Most days I just go about my business, and things are fine. I miss Piney but I know that there is nothing I can do to get him back. I need to think about the good things and then move on, think about the future. I hate that my confidence in my riding is disappearing. Last night would have been a great night to saddle up and go for a ride. If I still had Piney I probably would have. But since I still don’t fully trust Pistol (even thought I really, really should) and I didn’t feel safe enough riding, especially since I was home alone. He’s also kind of foot sore, we went for a brief ride last week, and he was pretty ouchy on his toes. I’m waiting for my farrier to come out and trim him up. I hope it’s something as simple as him just needing a trim. The funniest part of that ride, even though I had to turn around, was that my barn cats followed me the whole way. I’ve had dogs join me on trail rides but NEVER 3 adorable kittens. Those little creeps better start sticking closer to home!

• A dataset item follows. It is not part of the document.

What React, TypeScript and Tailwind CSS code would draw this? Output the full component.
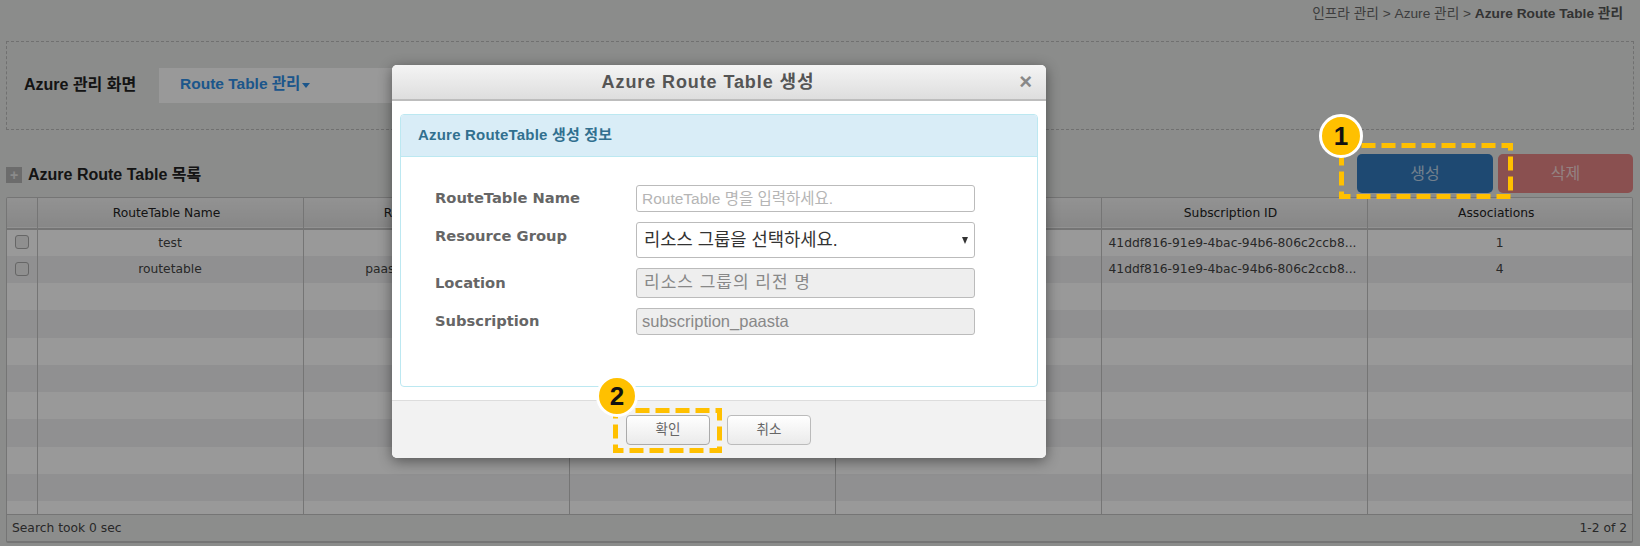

So that’s about it for now. Mostly I need to just get over it. I’m a better rider than I give myself credit for. Piney was my once in a lifetime horse. I lucked out with him and he was a saint when it came to riding. He needed me and I needed him and we were a great team. We had the same outlook on life with similar histories. Washed up has-beens. In our youth we were fine tuned at our events (his racing and my dancing). But we got older and we got hurt and we decided that a life of leisure was much more rewarding.  I’m hoping that the next OTTB that comes into my life has a similar outlook on life.